* Data extract *

######

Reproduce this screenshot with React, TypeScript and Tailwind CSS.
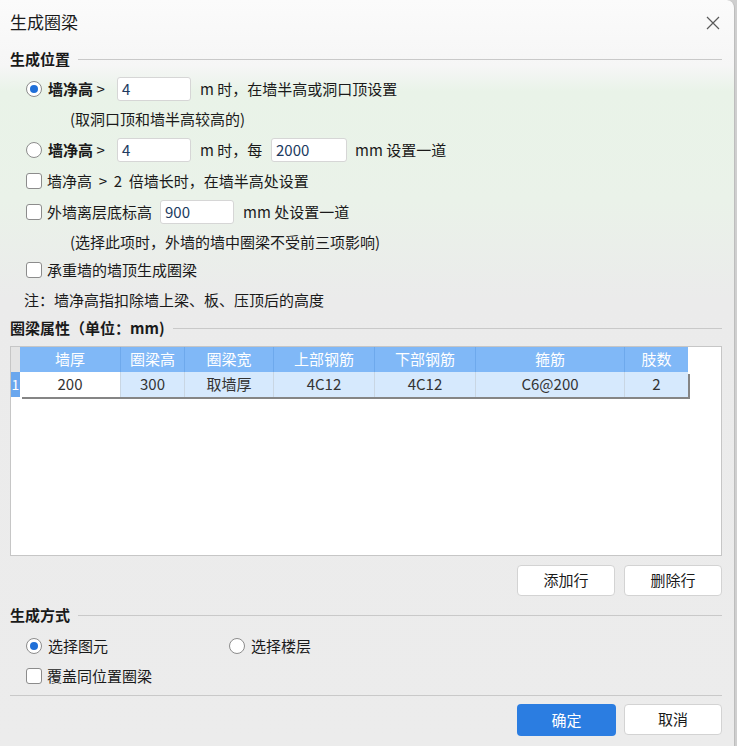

######

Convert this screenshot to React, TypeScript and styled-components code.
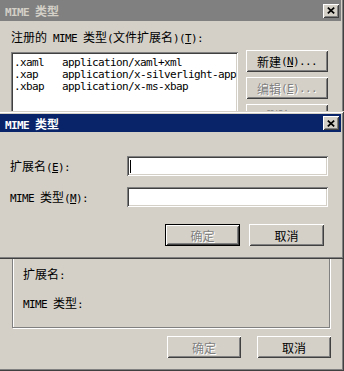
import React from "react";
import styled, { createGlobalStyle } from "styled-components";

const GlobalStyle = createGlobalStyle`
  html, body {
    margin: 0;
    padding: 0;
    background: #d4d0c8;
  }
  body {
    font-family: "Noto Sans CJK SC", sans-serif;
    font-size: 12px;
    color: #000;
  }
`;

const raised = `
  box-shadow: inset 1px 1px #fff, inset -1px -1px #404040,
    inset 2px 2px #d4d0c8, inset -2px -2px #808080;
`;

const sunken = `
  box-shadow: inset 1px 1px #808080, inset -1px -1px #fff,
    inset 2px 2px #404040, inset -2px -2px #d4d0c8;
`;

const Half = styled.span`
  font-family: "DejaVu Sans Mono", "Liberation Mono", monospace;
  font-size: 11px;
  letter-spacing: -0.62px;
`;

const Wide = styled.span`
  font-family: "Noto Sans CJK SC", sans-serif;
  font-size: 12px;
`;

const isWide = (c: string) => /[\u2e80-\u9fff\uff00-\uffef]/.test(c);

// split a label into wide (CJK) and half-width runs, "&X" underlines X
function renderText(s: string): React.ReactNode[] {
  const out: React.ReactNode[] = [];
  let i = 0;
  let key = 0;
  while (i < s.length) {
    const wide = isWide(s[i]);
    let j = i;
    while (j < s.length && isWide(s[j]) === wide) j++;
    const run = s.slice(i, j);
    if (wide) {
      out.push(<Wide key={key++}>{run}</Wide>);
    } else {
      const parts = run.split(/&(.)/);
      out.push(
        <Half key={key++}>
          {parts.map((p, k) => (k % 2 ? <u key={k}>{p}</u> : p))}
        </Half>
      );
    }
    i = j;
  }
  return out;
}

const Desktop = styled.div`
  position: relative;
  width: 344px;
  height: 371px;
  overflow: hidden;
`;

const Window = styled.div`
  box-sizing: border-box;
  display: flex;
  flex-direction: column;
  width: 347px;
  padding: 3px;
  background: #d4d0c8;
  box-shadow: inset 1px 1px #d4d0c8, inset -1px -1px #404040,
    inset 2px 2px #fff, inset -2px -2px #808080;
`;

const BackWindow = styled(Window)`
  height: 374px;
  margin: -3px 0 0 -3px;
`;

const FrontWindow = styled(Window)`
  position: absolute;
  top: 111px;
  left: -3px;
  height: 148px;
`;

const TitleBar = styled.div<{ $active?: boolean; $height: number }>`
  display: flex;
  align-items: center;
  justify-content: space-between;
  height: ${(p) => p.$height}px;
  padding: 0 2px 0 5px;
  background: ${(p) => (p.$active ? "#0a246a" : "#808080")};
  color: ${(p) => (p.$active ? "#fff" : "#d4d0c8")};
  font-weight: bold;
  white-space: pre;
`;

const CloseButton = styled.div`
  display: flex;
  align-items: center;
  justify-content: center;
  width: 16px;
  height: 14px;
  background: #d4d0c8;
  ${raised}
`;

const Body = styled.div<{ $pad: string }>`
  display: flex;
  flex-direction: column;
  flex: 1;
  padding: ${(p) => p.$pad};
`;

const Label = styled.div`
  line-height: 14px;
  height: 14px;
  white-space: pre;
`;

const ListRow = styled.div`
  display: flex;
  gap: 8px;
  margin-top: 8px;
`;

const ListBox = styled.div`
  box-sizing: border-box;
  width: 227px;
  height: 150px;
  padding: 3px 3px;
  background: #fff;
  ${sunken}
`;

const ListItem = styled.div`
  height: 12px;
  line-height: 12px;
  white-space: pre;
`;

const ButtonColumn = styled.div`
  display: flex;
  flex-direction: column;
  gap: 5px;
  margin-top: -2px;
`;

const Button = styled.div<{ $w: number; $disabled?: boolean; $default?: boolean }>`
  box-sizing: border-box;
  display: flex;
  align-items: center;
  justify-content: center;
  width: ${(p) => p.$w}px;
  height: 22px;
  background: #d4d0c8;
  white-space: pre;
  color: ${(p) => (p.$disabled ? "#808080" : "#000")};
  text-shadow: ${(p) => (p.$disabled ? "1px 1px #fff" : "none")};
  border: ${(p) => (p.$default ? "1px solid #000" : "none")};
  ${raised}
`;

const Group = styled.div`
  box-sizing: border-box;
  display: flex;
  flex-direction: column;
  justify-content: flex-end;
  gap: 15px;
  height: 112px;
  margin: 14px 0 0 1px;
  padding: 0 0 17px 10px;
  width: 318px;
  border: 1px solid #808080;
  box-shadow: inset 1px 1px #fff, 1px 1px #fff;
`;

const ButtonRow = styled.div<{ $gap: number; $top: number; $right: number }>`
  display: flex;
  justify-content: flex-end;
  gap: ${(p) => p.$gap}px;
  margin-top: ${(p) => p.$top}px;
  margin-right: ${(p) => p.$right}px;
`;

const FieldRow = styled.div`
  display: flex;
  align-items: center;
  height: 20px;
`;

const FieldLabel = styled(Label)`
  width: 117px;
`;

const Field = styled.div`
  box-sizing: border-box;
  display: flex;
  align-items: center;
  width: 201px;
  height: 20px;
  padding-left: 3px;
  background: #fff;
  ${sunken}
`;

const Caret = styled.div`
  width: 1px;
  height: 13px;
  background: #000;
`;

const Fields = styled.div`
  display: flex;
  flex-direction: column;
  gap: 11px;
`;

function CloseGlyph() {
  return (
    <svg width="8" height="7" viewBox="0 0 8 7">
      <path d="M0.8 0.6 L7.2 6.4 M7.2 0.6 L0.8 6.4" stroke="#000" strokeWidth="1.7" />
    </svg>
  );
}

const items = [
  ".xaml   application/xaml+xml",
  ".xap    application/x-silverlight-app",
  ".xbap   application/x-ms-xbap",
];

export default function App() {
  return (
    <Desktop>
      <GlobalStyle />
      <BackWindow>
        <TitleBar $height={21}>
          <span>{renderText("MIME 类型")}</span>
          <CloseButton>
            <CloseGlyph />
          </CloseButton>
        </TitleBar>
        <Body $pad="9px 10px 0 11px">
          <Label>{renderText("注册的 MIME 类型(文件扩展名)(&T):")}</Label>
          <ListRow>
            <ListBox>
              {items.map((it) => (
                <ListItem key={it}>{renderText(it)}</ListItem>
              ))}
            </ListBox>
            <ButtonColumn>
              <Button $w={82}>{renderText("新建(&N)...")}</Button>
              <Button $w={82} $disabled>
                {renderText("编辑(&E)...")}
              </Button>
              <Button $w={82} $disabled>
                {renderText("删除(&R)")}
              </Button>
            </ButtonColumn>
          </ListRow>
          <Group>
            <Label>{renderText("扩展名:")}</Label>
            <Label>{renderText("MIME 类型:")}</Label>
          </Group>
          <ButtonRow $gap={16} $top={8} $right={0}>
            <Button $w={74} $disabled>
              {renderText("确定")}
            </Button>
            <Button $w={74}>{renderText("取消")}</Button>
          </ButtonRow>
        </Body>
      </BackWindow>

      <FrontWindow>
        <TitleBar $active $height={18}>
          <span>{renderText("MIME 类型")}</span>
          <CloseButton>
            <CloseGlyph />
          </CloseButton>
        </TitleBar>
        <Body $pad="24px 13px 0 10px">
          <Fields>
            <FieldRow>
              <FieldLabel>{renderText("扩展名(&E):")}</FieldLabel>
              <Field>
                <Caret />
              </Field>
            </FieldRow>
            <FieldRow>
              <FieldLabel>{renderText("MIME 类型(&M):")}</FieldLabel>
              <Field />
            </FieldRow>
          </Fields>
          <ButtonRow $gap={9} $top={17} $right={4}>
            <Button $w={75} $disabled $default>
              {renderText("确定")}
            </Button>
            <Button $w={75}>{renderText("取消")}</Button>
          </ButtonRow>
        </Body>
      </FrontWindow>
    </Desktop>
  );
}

######

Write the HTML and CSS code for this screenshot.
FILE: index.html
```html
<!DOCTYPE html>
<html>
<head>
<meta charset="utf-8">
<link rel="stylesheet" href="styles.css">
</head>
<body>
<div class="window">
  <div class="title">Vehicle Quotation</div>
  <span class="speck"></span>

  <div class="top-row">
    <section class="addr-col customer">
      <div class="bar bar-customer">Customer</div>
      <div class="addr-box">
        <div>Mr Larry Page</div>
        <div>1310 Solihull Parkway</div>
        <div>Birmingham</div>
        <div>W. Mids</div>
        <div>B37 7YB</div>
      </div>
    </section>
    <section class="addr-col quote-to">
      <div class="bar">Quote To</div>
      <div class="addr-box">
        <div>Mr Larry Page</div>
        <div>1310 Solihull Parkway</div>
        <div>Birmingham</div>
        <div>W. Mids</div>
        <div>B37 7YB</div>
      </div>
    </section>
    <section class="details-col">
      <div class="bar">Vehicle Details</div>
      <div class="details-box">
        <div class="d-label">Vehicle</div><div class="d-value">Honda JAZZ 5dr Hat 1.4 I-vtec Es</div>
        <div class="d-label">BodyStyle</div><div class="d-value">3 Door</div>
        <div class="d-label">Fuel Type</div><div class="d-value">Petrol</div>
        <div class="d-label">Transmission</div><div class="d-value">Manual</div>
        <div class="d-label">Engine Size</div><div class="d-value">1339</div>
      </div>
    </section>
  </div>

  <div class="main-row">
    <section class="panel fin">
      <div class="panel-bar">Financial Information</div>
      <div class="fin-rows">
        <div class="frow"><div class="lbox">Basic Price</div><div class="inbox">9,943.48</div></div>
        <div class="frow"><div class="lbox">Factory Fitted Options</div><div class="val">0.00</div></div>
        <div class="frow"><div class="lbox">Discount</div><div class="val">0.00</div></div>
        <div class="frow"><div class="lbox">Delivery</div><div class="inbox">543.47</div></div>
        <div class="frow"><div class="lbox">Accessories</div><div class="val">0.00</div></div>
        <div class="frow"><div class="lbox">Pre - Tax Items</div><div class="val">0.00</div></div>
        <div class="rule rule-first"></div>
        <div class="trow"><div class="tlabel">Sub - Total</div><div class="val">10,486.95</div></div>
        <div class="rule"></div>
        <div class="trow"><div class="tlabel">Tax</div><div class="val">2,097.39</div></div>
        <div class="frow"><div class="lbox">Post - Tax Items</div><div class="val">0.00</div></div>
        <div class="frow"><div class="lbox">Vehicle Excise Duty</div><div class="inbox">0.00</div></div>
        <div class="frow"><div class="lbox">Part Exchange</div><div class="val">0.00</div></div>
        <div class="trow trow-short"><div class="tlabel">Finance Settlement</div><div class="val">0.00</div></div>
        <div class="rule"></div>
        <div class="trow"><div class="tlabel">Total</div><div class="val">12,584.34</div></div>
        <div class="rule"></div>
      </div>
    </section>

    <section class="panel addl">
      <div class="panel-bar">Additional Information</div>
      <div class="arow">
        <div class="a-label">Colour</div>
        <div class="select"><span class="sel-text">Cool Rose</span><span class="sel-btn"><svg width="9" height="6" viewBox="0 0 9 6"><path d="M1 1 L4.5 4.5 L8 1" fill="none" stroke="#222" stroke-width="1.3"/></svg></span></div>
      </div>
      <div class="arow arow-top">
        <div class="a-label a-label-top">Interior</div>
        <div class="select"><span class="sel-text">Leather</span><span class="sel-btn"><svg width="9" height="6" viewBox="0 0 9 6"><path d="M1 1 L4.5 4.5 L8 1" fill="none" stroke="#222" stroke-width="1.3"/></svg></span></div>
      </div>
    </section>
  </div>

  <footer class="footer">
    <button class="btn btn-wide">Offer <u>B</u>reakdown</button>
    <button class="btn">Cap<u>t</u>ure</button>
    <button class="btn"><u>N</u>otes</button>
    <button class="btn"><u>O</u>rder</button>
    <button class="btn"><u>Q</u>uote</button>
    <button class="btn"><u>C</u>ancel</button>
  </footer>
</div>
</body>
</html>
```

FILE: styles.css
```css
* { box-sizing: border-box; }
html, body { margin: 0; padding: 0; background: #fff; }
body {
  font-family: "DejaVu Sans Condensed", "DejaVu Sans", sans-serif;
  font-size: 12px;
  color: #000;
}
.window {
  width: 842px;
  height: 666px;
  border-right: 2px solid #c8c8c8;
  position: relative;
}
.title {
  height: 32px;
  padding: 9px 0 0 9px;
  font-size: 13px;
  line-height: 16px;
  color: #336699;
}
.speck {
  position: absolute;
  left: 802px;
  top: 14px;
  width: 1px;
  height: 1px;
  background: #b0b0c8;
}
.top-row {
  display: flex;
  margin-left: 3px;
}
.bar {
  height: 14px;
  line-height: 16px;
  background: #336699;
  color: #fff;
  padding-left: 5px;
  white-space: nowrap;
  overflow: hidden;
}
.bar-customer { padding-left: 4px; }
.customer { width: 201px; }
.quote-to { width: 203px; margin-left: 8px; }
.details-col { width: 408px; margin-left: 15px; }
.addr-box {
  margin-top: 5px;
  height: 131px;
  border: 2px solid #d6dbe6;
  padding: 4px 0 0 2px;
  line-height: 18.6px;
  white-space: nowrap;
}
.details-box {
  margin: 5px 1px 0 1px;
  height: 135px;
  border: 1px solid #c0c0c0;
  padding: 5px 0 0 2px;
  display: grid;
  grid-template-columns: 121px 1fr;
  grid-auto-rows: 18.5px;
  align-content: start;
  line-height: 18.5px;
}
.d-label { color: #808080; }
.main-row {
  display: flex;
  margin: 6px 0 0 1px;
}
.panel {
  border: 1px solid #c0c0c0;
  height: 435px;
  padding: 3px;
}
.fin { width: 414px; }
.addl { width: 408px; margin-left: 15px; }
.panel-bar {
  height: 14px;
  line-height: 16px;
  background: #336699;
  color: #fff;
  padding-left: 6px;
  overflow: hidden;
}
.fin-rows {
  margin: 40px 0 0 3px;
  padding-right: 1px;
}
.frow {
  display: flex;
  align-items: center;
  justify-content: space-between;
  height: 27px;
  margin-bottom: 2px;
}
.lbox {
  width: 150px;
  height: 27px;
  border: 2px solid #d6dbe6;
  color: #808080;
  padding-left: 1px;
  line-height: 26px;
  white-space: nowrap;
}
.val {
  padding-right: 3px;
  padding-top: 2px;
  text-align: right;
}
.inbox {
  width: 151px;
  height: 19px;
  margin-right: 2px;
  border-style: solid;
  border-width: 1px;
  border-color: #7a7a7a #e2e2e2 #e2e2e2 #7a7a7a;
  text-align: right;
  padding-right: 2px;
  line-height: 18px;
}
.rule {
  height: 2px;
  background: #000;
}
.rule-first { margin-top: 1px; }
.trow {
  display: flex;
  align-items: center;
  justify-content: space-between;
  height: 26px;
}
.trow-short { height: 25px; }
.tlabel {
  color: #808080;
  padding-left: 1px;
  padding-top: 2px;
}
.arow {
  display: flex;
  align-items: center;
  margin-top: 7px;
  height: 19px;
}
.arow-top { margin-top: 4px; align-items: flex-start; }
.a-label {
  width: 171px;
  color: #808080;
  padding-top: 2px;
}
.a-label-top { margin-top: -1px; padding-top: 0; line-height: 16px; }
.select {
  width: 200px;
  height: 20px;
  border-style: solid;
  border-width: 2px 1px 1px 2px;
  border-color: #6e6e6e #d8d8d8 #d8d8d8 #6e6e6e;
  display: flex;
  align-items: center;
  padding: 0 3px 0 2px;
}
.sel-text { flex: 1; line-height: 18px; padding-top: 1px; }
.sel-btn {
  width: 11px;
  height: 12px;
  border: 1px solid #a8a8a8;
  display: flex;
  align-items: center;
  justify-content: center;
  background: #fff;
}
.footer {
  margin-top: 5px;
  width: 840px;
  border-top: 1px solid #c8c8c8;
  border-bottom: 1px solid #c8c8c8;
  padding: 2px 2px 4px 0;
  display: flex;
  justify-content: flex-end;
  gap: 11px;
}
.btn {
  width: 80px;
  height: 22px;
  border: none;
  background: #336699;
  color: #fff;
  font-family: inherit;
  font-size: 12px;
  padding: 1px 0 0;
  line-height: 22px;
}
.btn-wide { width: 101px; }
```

######

* Exercise task *
Output exactly the lines above, from the line with "Convert this screenshot" to the line with "const isWide = (c: string)", both included; skip the pictures.

* Task answer *
Convert this screenshot to React, TypeScript and styled-components code.
import React from "react";
import styled, { createGlobalStyle } from "styled-components";

const GlobalStyle = createGlobalStyle`
  html, body {
    margin: 0;
    padding: 0;
    background: #d4d0c8;
  }
  body {
    font-family: "Noto Sans CJK SC", sans-serif;
    font-size: 12px;
    color: #000;
  }
`;

const raised = `
  box-shadow: inset 1px 1px #fff, inset -1px -1px #404040,
    inset 2px 2px #d4d0c8, inset -2px -2px #808080;
`;

const sunken = `
  box-shadow: inset 1px 1px #808080, inset -1px -1px #fff,
    inset 2px 2px #404040, inset -2px -2px #d4d0c8;
`;

const Half = styled.span`
  font-family: "DejaVu Sans Mono", "Liberation Mono", monospace;
  font-size: 11px;
  letter-spacing: -0.62px;
`;

const Wide = styled.span`
  font-family: "Noto Sans CJK SC", sans-serif;
  font-size: 12px;
`;

const isWide = (c: string) => /[\u2e80-\u9fff\uff00-\uffef]/.test(c);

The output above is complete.